Some Replicator executable parameters can be passed on the command line:

  • --cluster.id - An identifier used to determine which Replicator cluster this executable should join. Multiple Replicator executable instances with the same cluster.id will work together.
  • --consumer.config - The path to the origin cluster configuration
  • --producer.config - The path to the destination cluster configuration
  • --replication.config - The path to a file containing any non connection specific configuration. Command line arguments will override these configurations.
  • --topic.whitelist - A list of topics to replicate from origin to destination

For a full list of command line options see Command Line Parameters of Replicator Executable

When Replicator has finished initialization, it will check the origin cluster for topics that need to be replicated. In this case, it will find test-topic and will try to create the corresponding topic in the destination cluster. You can check this with the following command:

<path-to-confluent>/bin/kafka-topics --describe --topic test-topic.replica --zookeeper localhost:2181

Note that we’re checking the existence of test-topic.replica since test-topic was renamed according to our configuration.

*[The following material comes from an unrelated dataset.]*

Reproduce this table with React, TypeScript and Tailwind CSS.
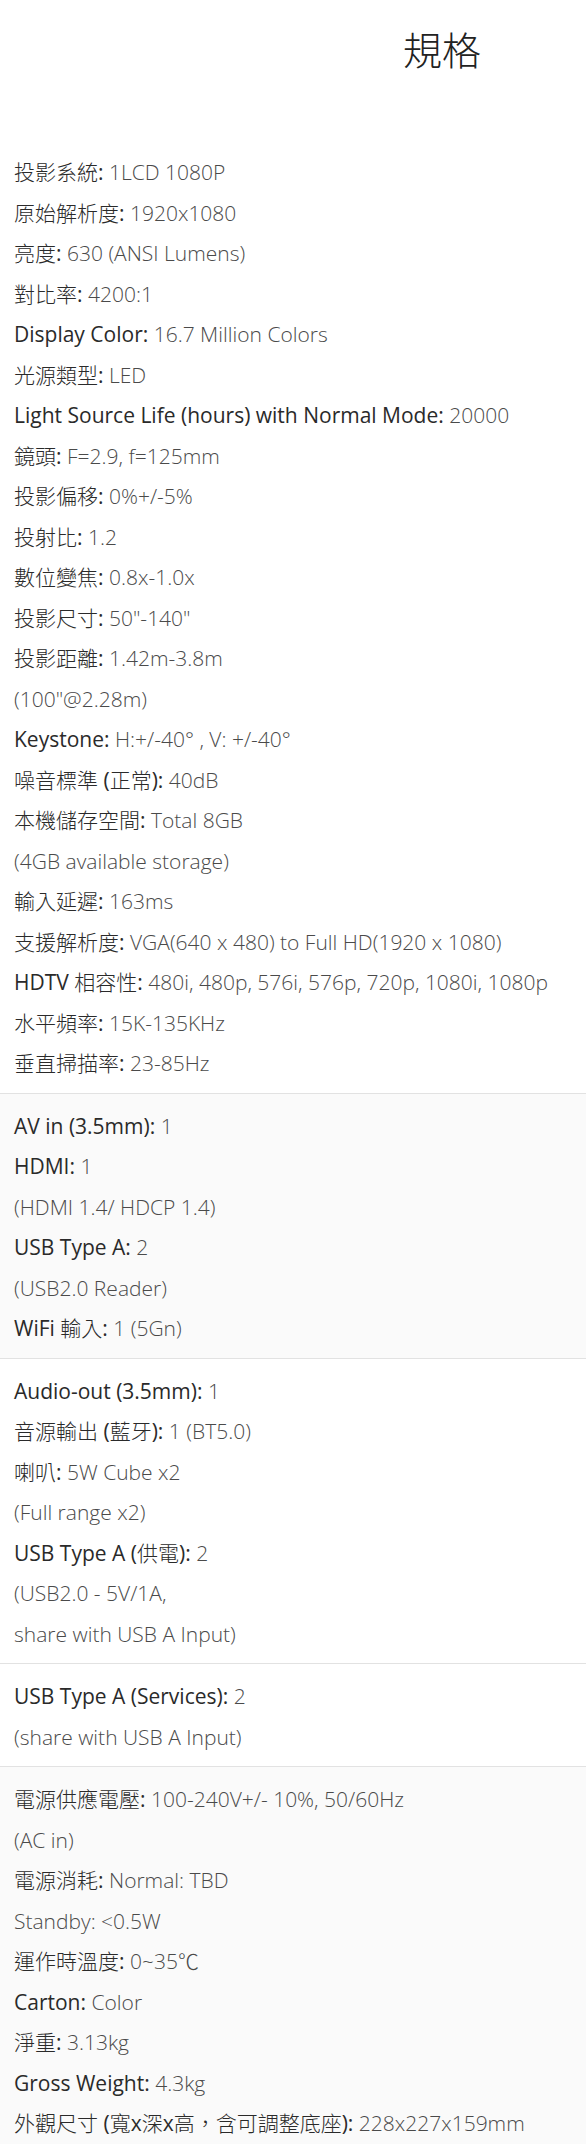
type Spec = { label?: string; value?: string };

const sections: { bg: string; rows: Spec[] }[] = [
  {
    bg: 'bg-white',
    rows: [
      { label: '投影系統', value: '1LCD 1080P' },
      { label: '原始解析度', value: '1920x1080' },
      { label: '亮度', value: '630 (ANSI Lumens)' },
      { label: '對比率', value: '4200:1' },
      { label: 'Display Color', value: '16.7 Million Colors' },
      { label: '光源類型', value: 'LED' },
      { label: 'Light Source Life (hours) with Normal Mode', value: '20000' },
      { label: '鏡頭', value: 'F=2.9, f=125mm' },
      { label: '投影偏移', value: '0%+/-5%' },
      { label: '投射比', value: '1.2' },
      { label: '數位變焦', value: '0.8x-1.0x' },
      { label: '投影尺寸', value: '50"-140"' },
      { label: '投影距離', value: '1.42m-3.8m' },
      { value: '(100"@2.28m)' },
      { label: 'Keystone', value: 'H:+/-40° , V: +/-40°' },
      { label: '噪音標準 (正常)', value: '40dB' },
      { label: '本機儲存空間', value: 'Total 8GB' },
      { value: '(4GB available storage)' },
      { label: '輸入延遲', value: '163ms' },
      { label: '支援解析度', value: 'VGA(640 x 480) to Full HD(1920 x 1080)' },
      { label: 'HDTV 相容性', value: '480i, 480p, 576i, 576p, 720p, 1080i, 1080p' },
      { label: '水平頻率', value: '15K-135KHz' },
      { label: '垂直掃描率', value: '23-85Hz' },
    ],
  },
  {
    bg: 'bg-[#fafafa]',
    rows: [
      { label: 'AV in (3.5mm)', value: '1' },
      { label: 'HDMI', value: '1' },
      { value: '(HDMI 1.4/ HDCP 1.4)' },
      { label: 'USB Type A', value: '2' },
      { value: '(USB2.0 Reader)' },
      { label: 'WiFi 輸入', value: '1 (5Gn)' },
    ],
  },
  {
    bg: 'bg-white',
    rows: [
      { label: 'Audio-out (3.5mm)', value: '1' },
      { label: '音源輸出 (藍牙)', value: '1 (BT5.0)' },
      { label: '喇叭', value: '5W Cube x2' },
      { value: '(Full range x2)' },
      { label: 'USB Type A (供電)', value: '2' },
      { value: '(USB2.0 - 5V/1A,' },
      { value: 'share with USB A Input)' },
    ],
  },
  {
    bg: 'bg-white',
    rows: [
      { label: 'USB Type A (Services)', value: '2' },
      { value: '(share with USB A Input)' },
    ],
  },
  {
    bg: 'bg-[#fafafa]',
    rows: [
      { label: '電源供應電壓', value: '100-240V+/- 10%, 50/60Hz' },
      { value: '(AC in)' },
      { label: '電源消耗', value: 'Normal: TBD' },
      { value: 'Standby: <0.5W' },
      { label: '運作時溫度', value: '0~35℃' },
      { label: 'Carton', value: 'Color' },
      { label: '淨重', value: '3.13kg' },
      { label: 'Gross Weight', value: '4.3kg' },
      { label: '外觀尺寸 (寬x深x高，含可調整底座)', value: '228x227x159mm' },
    ],
  },
];

// CJK glyphs in labels render heavier than the reference, so thin them out
function Label({ text }: { text: string }) {
  const parts = text.split(/([\u3000-\u9fff\uff00-\uffef]+)/);
  return (
    <span className="text-[#2a2a2a]">
      {parts.map((p, i) =>
        /[\u3000-\u9fff\uff00-\uffef]/.test(p) ? (
          <span key={i} className="font-light">{p}</span>
        ) : (
          <span key={i} className="font-normal">{p}</span>
        ),
      )}
      <span className="font-normal">: </span>
    </span>
  );
}

function SpecRow({ label, value }: Spec) {
  return (
    <p className="leading-[40.5px] text-[21px] whitespace-nowrap">
      {label && <Label text={label} />}
      <span className="text-[#4a4a4a] font-light">{value}</span>
    </p>
  );
}

export default function App() {
  return (
    <div className="w-[586px] min-h-[2144px] bg-white font-['Open_Sans','Noto_Sans_CJK_TC',sans-serif]">
      <div className="h-[140px] pt-[22px] pl-[403px]">
        <h2 className="text-[39px] leading-[56px] font-light text-[#222]">規格</h2>
      </div>
      {sections.map((section, i) => (
        <div
          key={i}
          className={`${section.bg} ${i > 0 ? 'border-t border-[#e2e2e2]' : ''} pl-[14px] pt-[12px] pb-[9px]`}
        >
          {section.rows.map((row, j) => (
            <SpecRow key={j} {...row} />
          ))}
        </div>
      ))}
    </div>
  );
}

At any time after you’ve created the topic in the origin cluster, you can begin sending data to it using a Kafka producer to write to test-topic in the origin cluster. You can then confirm that the data has been replicated by consuming from test-topic.replica in the destination cluster. For example, to send a sequence of numbers using Kafka’s console producer, you can use the following command:

seq 10000 | <path-to-confluent>/bin/kafka-console-producer --topic test-topic --broker-list localhost:9082

You can then confirm delivery in the destination cluster using the console consumer:

<path-to-confluent>/bin/kafka-console-consumer --from-beginning --topic test-topic.replica --bootstrap-server localhost:9092

If the numbers 1 to 10,000 appear in the consumer output, this indicates that you have successfully created multi-cluster replication.